Data listing →

▼

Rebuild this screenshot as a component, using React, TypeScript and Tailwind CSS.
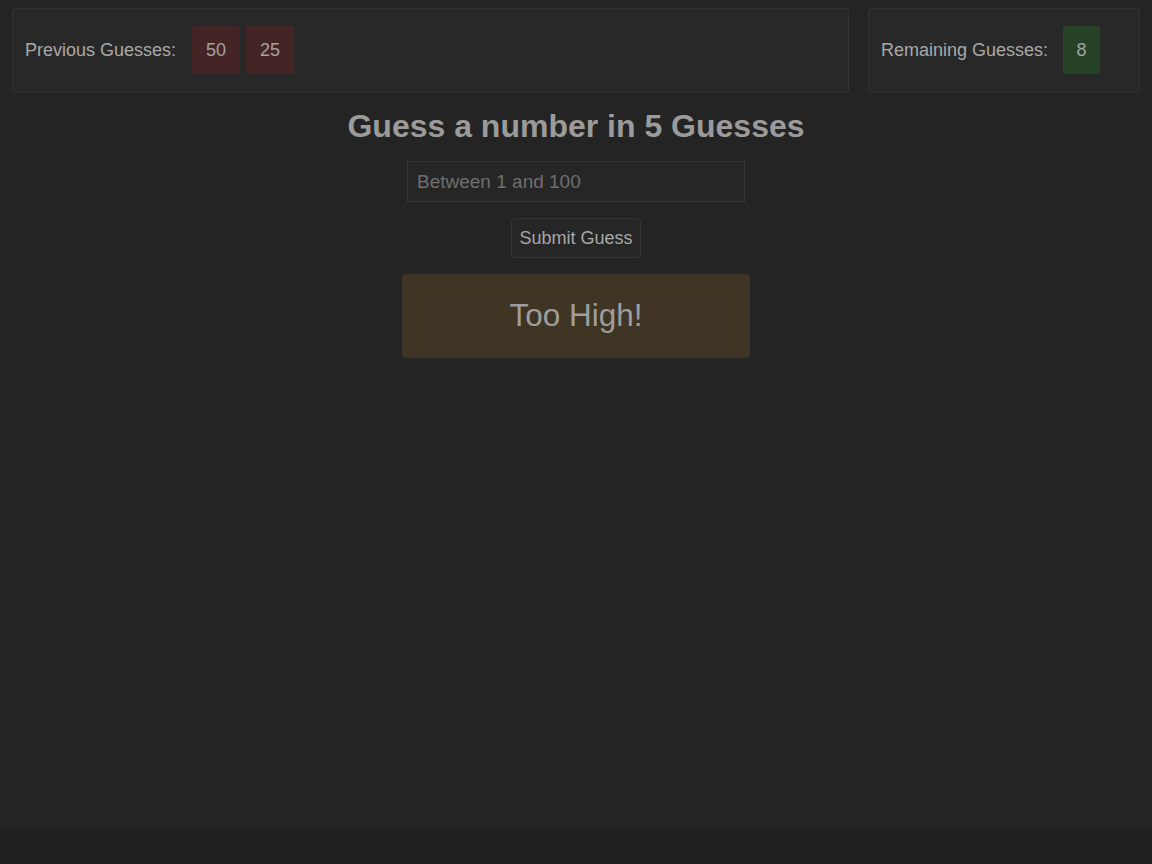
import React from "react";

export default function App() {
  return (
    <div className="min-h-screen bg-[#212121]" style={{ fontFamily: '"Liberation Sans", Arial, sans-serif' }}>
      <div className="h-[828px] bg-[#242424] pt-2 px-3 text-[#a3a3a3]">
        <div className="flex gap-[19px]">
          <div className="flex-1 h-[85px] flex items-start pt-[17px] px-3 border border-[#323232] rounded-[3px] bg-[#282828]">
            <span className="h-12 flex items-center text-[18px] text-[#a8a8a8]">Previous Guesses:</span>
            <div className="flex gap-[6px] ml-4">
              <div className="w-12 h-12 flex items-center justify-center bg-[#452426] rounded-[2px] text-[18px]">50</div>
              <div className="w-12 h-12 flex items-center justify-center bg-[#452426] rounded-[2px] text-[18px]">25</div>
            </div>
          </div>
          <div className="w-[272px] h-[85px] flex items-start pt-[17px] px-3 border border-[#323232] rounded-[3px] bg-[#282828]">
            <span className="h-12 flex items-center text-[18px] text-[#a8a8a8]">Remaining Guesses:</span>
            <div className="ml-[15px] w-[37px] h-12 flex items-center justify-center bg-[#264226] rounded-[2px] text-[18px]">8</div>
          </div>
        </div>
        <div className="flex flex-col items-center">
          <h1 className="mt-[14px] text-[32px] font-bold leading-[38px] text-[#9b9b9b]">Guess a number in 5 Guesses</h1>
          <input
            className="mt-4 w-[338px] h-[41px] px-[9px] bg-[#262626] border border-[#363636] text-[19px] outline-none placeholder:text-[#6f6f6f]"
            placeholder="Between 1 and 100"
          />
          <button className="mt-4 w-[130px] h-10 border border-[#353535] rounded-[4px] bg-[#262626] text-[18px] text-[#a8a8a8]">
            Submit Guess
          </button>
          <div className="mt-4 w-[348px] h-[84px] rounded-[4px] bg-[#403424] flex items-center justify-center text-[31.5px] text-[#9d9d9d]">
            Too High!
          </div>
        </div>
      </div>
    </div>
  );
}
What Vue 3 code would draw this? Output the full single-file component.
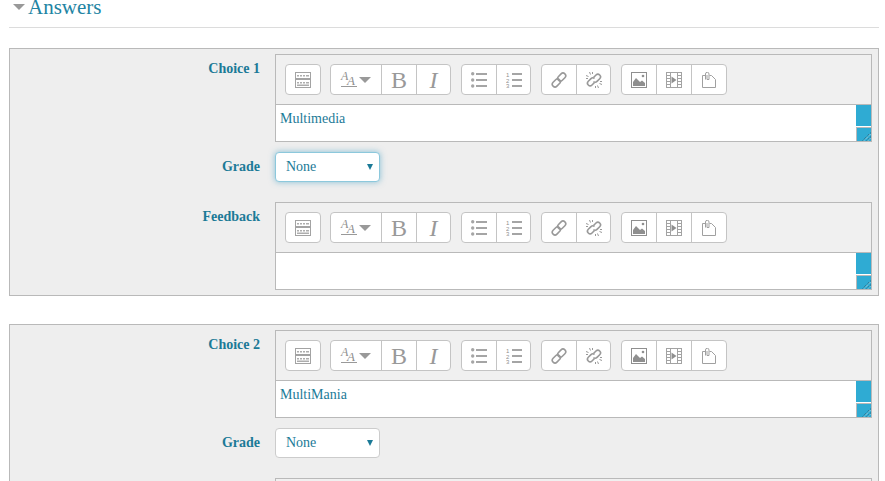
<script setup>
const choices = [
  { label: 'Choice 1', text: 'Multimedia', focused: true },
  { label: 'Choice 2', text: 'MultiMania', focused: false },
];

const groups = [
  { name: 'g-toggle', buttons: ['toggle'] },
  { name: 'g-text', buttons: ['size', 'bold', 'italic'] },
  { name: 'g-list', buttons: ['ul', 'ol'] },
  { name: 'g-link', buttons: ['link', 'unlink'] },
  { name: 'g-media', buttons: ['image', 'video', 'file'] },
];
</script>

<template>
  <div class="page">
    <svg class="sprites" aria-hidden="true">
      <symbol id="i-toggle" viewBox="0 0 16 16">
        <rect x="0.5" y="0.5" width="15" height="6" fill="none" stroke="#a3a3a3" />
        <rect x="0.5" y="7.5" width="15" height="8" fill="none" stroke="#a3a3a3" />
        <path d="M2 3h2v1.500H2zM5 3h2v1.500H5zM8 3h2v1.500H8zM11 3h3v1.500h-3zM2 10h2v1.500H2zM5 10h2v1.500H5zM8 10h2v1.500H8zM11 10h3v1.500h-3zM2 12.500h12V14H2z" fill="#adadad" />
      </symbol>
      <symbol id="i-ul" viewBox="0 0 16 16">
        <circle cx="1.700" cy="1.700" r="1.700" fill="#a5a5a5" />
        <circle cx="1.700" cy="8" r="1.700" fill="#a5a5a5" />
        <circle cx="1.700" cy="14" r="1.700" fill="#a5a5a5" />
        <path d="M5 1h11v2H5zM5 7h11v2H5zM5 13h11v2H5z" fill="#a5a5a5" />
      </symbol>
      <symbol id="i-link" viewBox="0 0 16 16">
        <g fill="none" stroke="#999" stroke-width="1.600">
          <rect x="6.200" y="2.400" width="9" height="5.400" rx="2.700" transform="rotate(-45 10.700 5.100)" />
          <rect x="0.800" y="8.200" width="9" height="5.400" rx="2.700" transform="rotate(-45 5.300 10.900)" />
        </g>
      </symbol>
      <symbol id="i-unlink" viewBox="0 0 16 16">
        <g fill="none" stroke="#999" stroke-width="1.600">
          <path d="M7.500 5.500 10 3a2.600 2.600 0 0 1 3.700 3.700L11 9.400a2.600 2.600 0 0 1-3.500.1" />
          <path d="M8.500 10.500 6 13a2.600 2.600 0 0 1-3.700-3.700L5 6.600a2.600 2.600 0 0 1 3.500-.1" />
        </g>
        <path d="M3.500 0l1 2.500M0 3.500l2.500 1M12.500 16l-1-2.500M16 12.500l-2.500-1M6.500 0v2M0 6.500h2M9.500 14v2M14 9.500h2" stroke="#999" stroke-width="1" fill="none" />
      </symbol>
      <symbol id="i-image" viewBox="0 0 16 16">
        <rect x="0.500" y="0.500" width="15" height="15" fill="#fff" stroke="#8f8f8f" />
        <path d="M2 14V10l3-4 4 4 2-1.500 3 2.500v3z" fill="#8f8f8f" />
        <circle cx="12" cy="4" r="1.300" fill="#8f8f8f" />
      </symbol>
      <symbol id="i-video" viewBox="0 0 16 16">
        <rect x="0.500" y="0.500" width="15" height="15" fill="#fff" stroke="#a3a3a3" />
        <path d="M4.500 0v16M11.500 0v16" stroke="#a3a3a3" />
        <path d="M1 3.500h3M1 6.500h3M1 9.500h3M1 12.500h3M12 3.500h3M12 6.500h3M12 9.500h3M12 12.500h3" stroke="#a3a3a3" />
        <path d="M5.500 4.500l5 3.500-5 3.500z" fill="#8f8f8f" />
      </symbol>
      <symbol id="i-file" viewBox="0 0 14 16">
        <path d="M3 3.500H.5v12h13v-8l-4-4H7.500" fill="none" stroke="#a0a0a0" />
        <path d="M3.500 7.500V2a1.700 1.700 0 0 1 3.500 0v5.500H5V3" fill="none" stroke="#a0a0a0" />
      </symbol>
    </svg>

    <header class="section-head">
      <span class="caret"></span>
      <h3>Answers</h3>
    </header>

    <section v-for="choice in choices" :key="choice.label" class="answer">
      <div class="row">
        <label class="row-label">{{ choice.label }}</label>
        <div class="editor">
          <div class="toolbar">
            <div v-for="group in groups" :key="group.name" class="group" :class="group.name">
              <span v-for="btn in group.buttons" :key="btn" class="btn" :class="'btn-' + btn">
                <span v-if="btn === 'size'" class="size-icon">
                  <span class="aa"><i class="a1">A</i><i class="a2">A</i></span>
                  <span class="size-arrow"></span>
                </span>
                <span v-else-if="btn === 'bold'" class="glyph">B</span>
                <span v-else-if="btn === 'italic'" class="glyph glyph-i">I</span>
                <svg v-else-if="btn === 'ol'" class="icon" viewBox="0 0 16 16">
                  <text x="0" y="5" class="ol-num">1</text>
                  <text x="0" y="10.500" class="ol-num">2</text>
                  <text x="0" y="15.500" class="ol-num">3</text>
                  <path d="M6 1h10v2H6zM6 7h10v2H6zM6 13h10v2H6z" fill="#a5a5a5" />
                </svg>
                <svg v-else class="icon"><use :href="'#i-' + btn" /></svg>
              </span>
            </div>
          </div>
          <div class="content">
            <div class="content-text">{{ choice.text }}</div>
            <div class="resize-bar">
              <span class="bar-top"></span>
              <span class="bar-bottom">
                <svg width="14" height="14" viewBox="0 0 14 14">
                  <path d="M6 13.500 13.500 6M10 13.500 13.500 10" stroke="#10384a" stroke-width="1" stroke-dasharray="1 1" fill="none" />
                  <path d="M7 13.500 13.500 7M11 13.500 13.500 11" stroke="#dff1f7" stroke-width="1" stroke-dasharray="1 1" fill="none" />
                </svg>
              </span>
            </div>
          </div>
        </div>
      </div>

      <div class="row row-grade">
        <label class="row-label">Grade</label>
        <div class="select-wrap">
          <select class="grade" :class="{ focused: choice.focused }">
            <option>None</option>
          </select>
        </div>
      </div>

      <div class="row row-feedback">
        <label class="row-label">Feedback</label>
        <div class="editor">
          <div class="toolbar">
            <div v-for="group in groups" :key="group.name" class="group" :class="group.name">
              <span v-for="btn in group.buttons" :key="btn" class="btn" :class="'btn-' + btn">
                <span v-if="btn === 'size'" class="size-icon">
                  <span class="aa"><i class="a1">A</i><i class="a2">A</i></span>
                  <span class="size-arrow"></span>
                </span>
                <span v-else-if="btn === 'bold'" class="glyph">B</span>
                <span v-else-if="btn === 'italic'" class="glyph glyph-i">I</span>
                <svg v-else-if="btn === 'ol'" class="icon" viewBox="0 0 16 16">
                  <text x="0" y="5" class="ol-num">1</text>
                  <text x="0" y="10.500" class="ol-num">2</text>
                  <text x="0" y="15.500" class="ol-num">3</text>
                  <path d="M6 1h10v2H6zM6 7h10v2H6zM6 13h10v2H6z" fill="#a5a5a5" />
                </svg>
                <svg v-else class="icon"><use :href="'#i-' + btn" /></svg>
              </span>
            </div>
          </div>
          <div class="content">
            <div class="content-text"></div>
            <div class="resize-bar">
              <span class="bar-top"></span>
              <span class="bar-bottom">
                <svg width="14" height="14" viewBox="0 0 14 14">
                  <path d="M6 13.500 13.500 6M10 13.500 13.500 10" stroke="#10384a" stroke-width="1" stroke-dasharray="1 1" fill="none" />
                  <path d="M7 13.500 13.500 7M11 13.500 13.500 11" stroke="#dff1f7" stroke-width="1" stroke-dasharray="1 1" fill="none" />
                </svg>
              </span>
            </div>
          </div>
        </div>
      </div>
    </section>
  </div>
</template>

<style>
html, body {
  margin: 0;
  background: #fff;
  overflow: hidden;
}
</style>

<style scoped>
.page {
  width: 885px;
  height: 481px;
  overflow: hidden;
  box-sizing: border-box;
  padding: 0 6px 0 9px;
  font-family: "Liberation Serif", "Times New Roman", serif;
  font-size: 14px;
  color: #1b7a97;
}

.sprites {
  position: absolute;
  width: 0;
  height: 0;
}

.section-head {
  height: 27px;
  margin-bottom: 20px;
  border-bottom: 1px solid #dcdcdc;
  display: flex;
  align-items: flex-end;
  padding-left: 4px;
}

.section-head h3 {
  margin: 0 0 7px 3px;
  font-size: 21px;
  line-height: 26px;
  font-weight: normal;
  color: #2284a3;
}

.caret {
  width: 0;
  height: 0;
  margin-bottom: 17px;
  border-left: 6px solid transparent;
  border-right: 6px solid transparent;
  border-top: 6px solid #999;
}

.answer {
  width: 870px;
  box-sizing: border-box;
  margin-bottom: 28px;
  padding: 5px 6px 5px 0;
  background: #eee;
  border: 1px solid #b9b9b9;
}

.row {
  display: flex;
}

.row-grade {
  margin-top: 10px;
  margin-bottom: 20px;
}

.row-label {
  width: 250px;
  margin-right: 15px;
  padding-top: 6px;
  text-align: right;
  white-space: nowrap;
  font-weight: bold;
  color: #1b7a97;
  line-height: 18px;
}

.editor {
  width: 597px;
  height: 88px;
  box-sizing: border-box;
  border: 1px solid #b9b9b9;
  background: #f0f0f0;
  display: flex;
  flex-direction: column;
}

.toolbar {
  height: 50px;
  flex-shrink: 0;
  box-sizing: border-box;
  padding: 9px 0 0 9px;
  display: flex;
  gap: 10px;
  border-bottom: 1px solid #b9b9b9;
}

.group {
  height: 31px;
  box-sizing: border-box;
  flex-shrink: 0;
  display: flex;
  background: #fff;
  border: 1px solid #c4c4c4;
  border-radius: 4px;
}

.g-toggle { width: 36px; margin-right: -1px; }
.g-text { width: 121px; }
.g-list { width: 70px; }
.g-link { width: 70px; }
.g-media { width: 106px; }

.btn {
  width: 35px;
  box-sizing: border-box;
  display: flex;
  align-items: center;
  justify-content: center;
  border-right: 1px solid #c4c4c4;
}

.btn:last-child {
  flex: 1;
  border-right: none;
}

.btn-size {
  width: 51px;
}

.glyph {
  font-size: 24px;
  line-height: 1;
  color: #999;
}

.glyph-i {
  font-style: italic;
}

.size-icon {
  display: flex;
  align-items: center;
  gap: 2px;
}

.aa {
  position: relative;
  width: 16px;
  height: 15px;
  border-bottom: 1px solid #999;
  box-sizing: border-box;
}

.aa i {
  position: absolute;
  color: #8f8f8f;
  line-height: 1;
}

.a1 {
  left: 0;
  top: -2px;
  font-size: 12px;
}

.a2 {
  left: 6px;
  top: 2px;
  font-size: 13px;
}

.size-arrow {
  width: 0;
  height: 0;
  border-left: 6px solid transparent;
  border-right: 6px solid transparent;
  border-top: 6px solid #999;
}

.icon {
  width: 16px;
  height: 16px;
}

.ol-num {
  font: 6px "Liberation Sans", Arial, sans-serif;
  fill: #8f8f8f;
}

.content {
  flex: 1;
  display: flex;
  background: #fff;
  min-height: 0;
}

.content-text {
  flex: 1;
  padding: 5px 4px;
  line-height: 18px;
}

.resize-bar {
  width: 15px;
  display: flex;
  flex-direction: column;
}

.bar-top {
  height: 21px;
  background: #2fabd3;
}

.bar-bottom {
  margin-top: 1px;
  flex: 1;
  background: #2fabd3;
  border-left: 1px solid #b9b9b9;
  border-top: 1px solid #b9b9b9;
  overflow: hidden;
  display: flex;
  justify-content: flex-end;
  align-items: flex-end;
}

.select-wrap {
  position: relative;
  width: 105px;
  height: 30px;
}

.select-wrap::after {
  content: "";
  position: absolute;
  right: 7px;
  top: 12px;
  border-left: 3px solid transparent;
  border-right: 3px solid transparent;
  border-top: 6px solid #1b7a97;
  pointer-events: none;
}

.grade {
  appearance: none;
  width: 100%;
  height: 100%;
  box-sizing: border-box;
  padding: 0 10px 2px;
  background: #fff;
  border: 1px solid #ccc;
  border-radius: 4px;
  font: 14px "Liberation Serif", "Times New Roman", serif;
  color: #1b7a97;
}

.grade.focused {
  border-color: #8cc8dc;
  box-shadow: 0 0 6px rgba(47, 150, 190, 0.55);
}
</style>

▲

Repeat only the lines between the start of the data and the line with "import React from", including those two lines, and skip the pictures.

Rebuild this screenshot as a component, using React, TypeScript and Tailwind CSS.
import React from "react";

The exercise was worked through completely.